* Exercise details *
Examine the material below. Gather every line in which the string "styles" appears.

* Input rows *
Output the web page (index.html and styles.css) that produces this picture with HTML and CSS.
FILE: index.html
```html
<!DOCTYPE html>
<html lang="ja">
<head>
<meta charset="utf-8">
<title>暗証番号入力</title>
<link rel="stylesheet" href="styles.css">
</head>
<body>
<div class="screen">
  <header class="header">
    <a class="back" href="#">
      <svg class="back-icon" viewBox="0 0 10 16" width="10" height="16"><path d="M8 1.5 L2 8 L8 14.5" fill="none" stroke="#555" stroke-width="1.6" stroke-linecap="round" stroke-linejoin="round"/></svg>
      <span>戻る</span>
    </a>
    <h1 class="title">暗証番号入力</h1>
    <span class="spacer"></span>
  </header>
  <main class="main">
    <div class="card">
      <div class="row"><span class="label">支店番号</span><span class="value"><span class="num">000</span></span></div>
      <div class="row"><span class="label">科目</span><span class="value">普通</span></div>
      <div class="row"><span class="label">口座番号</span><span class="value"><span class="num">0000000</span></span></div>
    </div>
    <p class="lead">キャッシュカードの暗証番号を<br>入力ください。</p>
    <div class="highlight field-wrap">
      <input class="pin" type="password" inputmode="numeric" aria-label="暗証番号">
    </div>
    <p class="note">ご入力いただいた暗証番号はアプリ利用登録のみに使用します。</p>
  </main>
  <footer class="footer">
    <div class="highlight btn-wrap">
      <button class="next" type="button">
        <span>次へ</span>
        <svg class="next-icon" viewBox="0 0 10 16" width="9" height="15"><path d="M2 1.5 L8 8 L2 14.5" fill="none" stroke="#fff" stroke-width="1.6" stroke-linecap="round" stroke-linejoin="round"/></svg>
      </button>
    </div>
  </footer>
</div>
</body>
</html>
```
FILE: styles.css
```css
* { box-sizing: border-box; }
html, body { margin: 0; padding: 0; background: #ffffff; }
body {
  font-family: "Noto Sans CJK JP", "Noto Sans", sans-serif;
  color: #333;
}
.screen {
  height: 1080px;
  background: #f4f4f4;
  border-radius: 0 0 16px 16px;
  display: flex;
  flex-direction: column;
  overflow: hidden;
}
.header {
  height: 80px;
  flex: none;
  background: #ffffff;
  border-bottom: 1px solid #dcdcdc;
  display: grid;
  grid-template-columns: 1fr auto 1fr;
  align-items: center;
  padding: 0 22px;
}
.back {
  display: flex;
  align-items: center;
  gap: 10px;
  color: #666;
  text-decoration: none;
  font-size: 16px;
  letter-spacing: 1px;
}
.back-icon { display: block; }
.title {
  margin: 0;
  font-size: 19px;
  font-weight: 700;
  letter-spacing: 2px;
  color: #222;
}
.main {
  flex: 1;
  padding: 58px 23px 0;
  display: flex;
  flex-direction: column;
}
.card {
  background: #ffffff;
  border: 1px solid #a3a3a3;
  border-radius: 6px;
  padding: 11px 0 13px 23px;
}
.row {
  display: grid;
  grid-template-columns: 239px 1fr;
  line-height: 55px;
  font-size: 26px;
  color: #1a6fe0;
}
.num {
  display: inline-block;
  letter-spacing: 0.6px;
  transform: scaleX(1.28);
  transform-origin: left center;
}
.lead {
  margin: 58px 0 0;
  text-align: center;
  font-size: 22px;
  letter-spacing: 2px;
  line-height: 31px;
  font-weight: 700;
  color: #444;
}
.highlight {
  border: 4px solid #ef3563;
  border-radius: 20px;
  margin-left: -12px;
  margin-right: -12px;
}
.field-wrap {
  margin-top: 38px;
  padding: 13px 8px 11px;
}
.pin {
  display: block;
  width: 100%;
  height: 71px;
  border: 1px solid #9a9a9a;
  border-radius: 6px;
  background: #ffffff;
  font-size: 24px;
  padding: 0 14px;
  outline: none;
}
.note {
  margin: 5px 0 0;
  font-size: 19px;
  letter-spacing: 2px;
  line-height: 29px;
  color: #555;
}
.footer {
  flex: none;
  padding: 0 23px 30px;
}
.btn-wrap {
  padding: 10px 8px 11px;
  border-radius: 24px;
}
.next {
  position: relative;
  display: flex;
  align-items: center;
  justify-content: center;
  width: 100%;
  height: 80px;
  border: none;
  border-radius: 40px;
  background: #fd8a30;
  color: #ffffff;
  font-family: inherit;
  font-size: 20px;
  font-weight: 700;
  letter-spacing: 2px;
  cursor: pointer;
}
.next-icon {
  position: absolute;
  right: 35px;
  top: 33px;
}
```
--
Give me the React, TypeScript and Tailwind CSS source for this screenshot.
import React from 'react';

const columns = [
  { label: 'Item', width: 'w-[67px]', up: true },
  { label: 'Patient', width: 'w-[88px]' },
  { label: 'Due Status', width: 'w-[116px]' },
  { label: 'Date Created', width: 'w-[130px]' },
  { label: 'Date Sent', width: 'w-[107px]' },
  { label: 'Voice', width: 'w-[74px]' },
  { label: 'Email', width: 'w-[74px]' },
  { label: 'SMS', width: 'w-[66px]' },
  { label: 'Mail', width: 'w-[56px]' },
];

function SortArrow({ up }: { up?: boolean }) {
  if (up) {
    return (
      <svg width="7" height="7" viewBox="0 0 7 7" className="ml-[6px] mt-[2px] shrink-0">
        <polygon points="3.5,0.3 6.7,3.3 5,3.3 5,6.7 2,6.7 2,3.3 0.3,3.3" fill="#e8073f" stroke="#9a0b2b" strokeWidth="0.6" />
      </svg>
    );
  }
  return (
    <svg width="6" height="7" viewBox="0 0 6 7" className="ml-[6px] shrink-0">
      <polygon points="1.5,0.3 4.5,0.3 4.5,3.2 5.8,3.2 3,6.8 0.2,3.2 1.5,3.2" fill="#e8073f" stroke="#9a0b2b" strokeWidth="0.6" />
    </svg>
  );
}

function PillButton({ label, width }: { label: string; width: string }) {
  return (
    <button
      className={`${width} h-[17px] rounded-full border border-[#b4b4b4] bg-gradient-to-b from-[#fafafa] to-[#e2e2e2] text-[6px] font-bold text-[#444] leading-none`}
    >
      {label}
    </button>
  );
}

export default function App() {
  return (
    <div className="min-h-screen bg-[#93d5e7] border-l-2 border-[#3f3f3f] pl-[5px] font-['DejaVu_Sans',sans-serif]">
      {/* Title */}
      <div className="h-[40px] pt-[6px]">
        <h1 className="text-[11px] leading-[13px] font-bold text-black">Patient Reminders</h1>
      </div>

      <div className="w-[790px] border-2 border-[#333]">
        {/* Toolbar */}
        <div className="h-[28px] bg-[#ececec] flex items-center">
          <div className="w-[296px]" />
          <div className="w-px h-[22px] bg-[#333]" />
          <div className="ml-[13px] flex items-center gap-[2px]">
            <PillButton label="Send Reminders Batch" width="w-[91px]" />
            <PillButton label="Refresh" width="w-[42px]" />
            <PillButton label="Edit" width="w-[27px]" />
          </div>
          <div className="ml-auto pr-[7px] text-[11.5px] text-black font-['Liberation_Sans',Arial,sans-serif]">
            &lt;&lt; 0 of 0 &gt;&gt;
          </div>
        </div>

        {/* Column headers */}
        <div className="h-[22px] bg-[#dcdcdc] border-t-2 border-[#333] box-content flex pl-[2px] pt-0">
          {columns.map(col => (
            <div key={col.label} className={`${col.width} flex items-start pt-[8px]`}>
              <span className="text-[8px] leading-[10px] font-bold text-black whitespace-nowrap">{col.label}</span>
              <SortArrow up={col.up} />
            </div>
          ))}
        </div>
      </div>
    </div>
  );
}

* Completed exercise *
Output the web page (index.html and styles.css) that produces this picture with HTML and CSS.
<link rel="stylesheet" href="styles.css">
FILE: styles.css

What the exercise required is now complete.